Gerade diese positive Grundstimmung schlägt sich textlich in starken Bezügen zur Natur wieder. Insbesondere die Sonne wird in diversen Stücken besungen, ihr fällt quasi die Rolle als heilsbringendes Element zu, „Hey, it’s the sun and it makes me shine“ (It’s The Sun, aus dem Vorgänger Album zum aktuellen "Together We're Heavy"). Tim DeLaughter möchte dies jedoch nicht wörtlich verstanden wissen: „Don’t get me wrong, I’m not a treehugger! Aber die Natur ist nun mal der einzige Lebensaspekt, der durchgehend positiv besetzt ist. Gerade die Sonne steht für so viele wunderbare Dinge, sie ist ein unglaublich starkes Symbol. Wir beten sie nicht an, aber sie ist unheimlich wichtig, da sie einen großen Einfluss auf uns Menschen hat.

Bei solch einer klaren Aussage lässt sich ein gewisser spiritueller Touch nicht mehr leugnen. Gerade weil The Polyphonic Spree nach außen hin durch ihre Roben und die Bühnenshow als eine Einheit auftreten, erwecken sie unwillkürlich den Eindruck einer religiösen Gemeinschaft. Da mag es so gar nicht hineinpassen, dass Tim DeLaughter scheinbar kein allzu ausdifferenziertes religiöses Weltbild hat: „Ich bin zwar kein Christ, aber dennoch ein sehr spiritueller Mensch. Ich glaube, dass es eine höhere Macht gibt, die in welcher Form auch immer Einfluss auf die Welt ausübt. Vielleicht steckt diese Macht auch in uns und in der Natur, ich weiß es nicht. Ich bin mir nur sicher, dass es etwas gibt, das über unsere Wahrnehmung hinausgeht, was wir mit unserem Denken nicht richtig fassen können.

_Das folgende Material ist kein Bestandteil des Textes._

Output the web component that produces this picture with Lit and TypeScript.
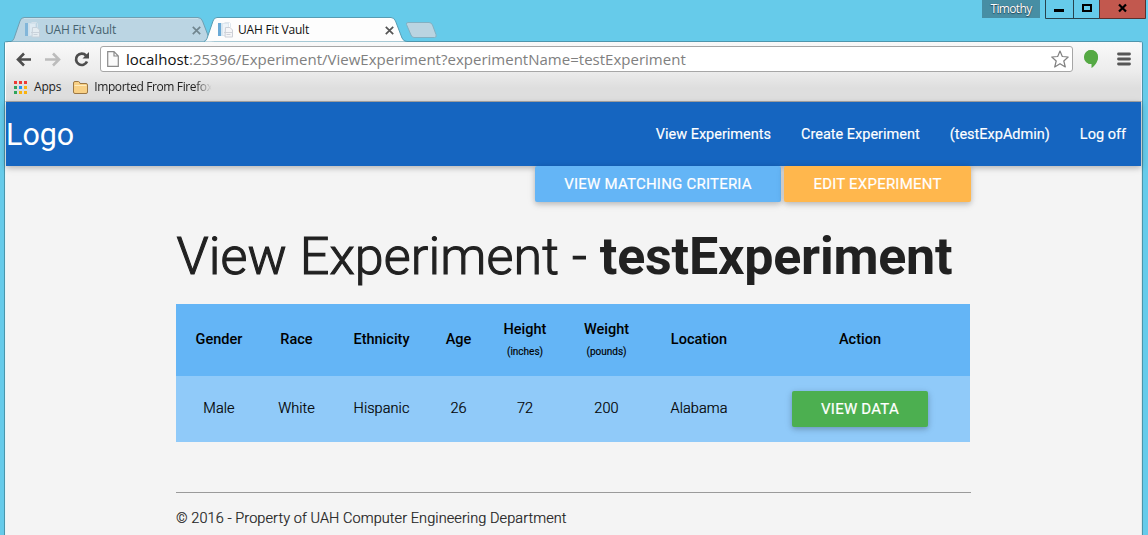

Wichtiger als ein religiös-spiritueller Konsens ist innerhalb der Band der Wunsch nach dem gemeinsamen Erleben: „Wir haben innerhalb der Band ein unglaubliches Gemeinschaftsgefühl aufgebaut. Zusammen wollen wir Musik machen, die uns Hoffnung gibt und unsere Herzen erwärmt.“ Vielleicht liegt auch gerade darin der Grund für den Erfolg von The Polyphonic Spree. In einer von vielen als kalt und einsam empfundenen Zeit bauen sie Luftschlösser, in denen man zwar nicht wohnen kann, die aber wenigstens einen Silberstreifen am Horizont erkennen lassen.